:: What you are asked to do ::
Check every line below for the word "styles" and copy each one that has it.
* Start Material for this task *
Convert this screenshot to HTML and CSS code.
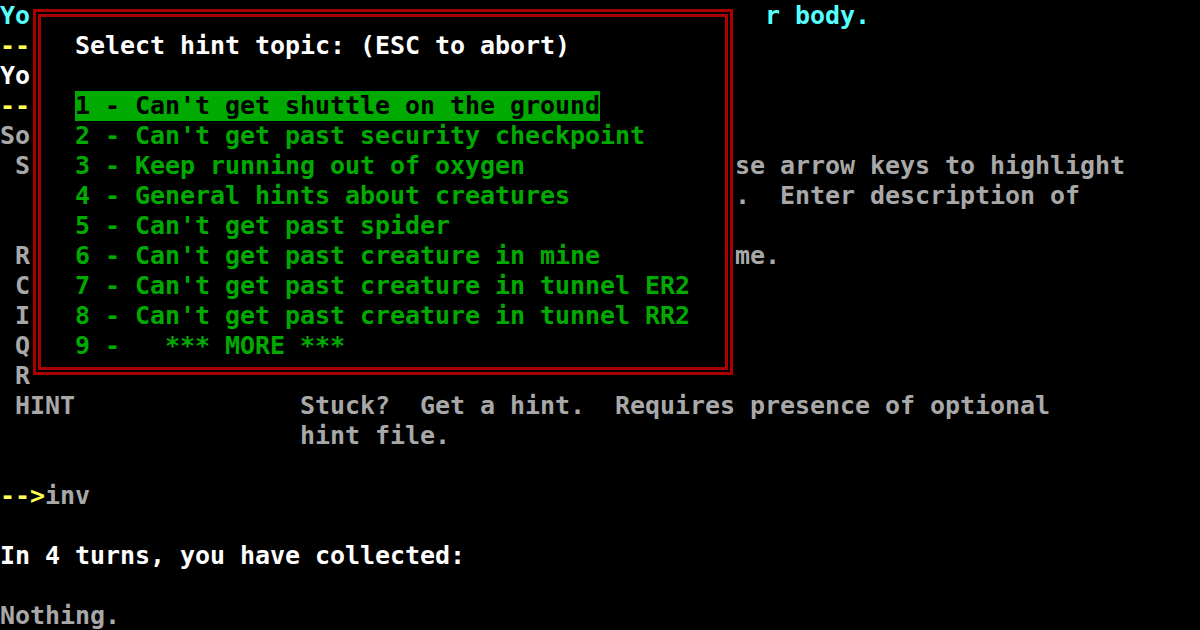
FILE: index.html
```html
<!DOCTYPE html>
<html>
<head>
<meta charset="utf-8">
<link rel="stylesheet" href="styles.css">
</head>
<body>
<div class="screen">
<div class="row cyan"><span class="w51">Yo</span><span>r body.</span></div>
<div class="row yellow">--</div>
<div class="row white">Yo</div>
<div class="row yellow">--</div>
<div class="row gray">So</div>
<div class="row gray"><span class="w49"> S</span><span>se arrow keys to highlight</span></div>
<div class="row gray"><span class="w49"></span><span>.  Enter description of</span></div>
<div class="row gray"></div>
<div class="row gray"><span class="w49"> R</span><span>me.</span></div>
<div class="row gray"> C</div>
<div class="row gray"> I</div>
<div class="row gray"> Q</div>
<div class="row gray"> R</div>
<div class="row gray"><span class="w20"> HINT</span><span>Stuck?  Get a hint.  Requires presence of optional</span></div>
<div class="row gray"><span class="w20"></span><span>hint file.</span></div>
<div class="row gray"></div>
<div class="row gray"><span class="yellow">--&gt;</span>inv</div>
<div class="row gray"></div>
<div class="row white">In 4 turns, you have collected:</div>
<div class="row gray"></div>
<div class="row gray">Nothing.</div>

<div class="hintbox">
<div class="row white">Select hint topic: (ESC to abort)</div>
<div class="row"></div>
<div class="row green"><span class="sel">1 - Can't get shuttle on the ground</span></div>
<div class="row green">2 - Can't get past security checkpoint</div>
<div class="row green">3 - Keep running out of oxygen</div>
<div class="row green">4 - General hints about creatures</div>
<div class="row green">5 - Can't get past spider</div>
<div class="row green">6 - Can't get past creature in mine</div>
<div class="row green">7 - Can't get past creature in tunnel ER2</div>
<div class="row green">8 - Can't get past creature in tunnel RR2</div>
<div class="row green">9 -   *** MORE ***</div>
</div>
</div>
</body>
</html>
```

FILE: styles.css
```css
html, body {
  margin: 0;
  padding: 0;
  background: #000;
  width: 1200px;
  height: 630px;
  overflow: hidden;
}

.screen {
  position: relative;
  width: 1200px;
  height: 630px;
  font-family: "DejaVu Sans Mono", "Liberation Mono", monospace;
  font-weight: bold;
  font-size: 25px;
  letter-spacing: -0.05px;
  padding-top: 1px;
  box-sizing: border-box;
}

.row {
  display: flex;
  height: 30px;
  line-height: 30px;
  white-space: pre;
}

/* leading cells: each text cell is 15px wide */
.w20 { flex: none; width: 300px; }
.w49 { flex: none; width: 735px; }
.w51 { flex: none; width: 765px; }

.cyan { color: #55ffff; }
.yellow { color: #ffff55; }
.white { color: #ffffff; }
.gray { color: #a8a8a8; }
.green { color: #00aa00; }

.hintbox {
  position: absolute;
  left: 33px;
  top: 9px;
  width: 700px;
  height: 366px;
  box-sizing: border-box;
  background: #000;
  border: 8px double #aa0000;
  padding: 14px 0 0 34px;
  z-index: 2;
}

.sel {
  display: inline-block;
  height: 30px;
  background: #00aa00;
  color: #000;
}
```
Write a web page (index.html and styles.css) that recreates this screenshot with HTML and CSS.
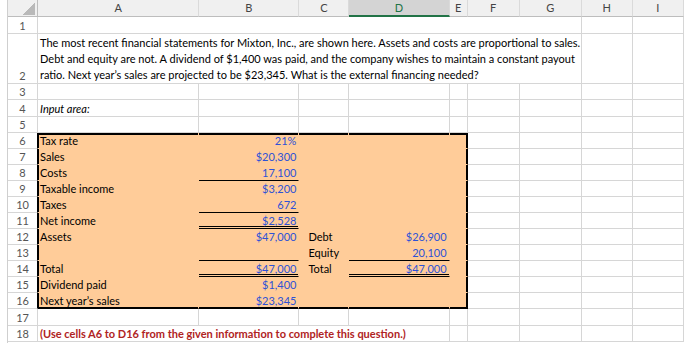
* End Material for this task *
:: Reply to the task ::
<link rel="stylesheet" href="styles.css">
FILE: styles.css
Write a web page (index.html and styles.css) that recreates this screenshot with HTML and CSS.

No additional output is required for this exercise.